Faible impact sur l’emploi local

À ces questions s’ajoute le fait que ce terminal à conteneurs aurait un très faible impact sur l’emploi local, puisque les postes permanents qu’il créerait après sa construction seraient peu nombreux, d’autant plus que l’évolution technologique conduit inéluctablement à la robotisation des emplois liés au transbordement.

Dans une perspective de développement et de santé durables et afin de «mettre à contribution l’expertise et les connaissances de nos professeurs et de nos équipes de recherche», ne devrions-nous pas, en tant qu’université, appuyer, à ce titre, des projets prometteurs? Soumis aux critères de développement et de santé durables, le projet Laurentia échoue lamentablement. Ce dernier présente des risques pour l’environnement et pour la santé des populations vivant près du port.

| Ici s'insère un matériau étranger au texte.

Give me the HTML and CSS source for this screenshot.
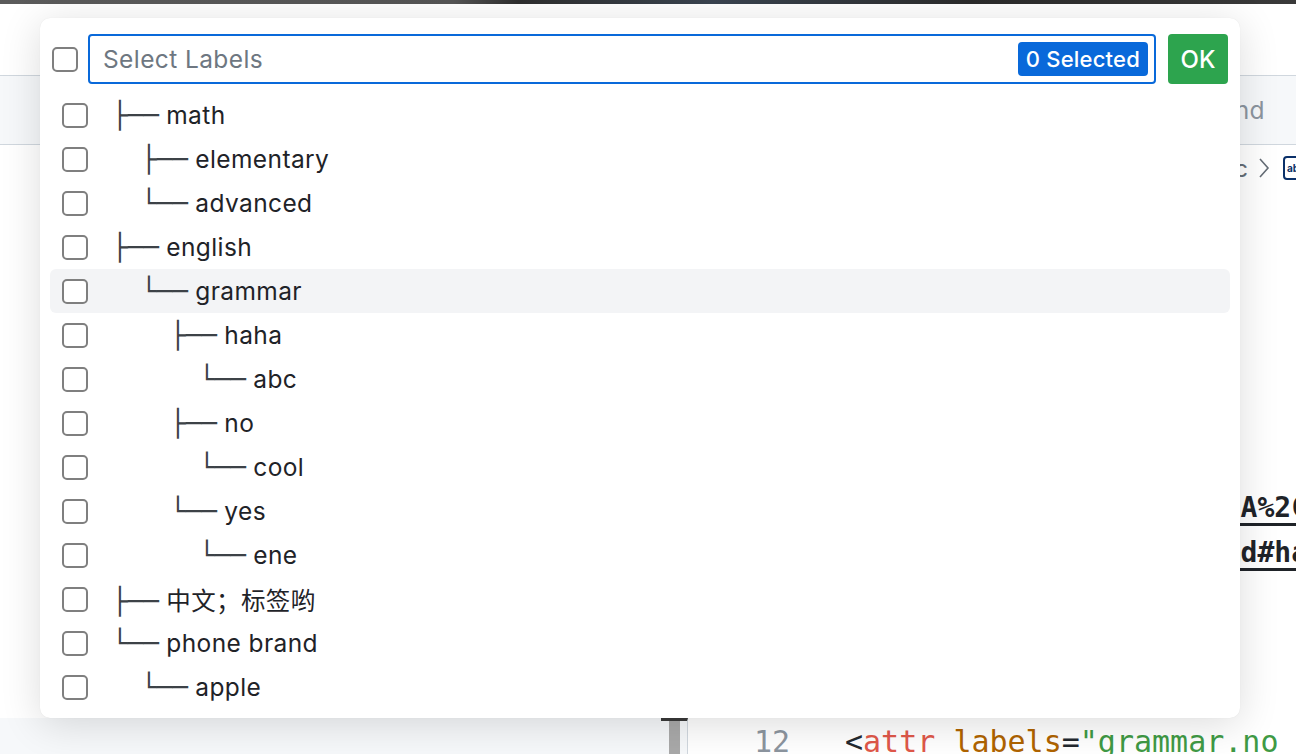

Alors que l’on s’attendrait à ce qu’un projet appuyé par une université soit robuste sur le plan de sa logique et de son argumentaire, le constat est le suivant: ledit projet ne résiste pas à une évaluation rigoureuse. De surcroît, la réserve attendue de la part d’une institution du savoir n’a pas été garantie parce que l’appui a été accordé avant même que l’évaluation environnementale n’ait été complétée.

En contexte de pandémie, la situation collective que nous vivons ne devrait-elle pas être une occasion de nous interroger sur l’essentiel? Que faire pour léguer aux générations futures une région en santé? Les concepts de développement et de santé durables fournissent une réponse. Il nous faut respecter l’environnement et les écosystèmes, créer et entretenir des milieux de vie sains et opter pour des choix économiques qui assurent l’équilibre entre les retombées bénéfiques de nouveaux investissements et leur répartition équitable au sein de la population de notre région.

Notre université doit prendre ses distances par rapport à ce projet qui aurait des conséquences délétères, et poursuivre ses actions de promotion d’un développement durable, lequel contribue à la santé des populations.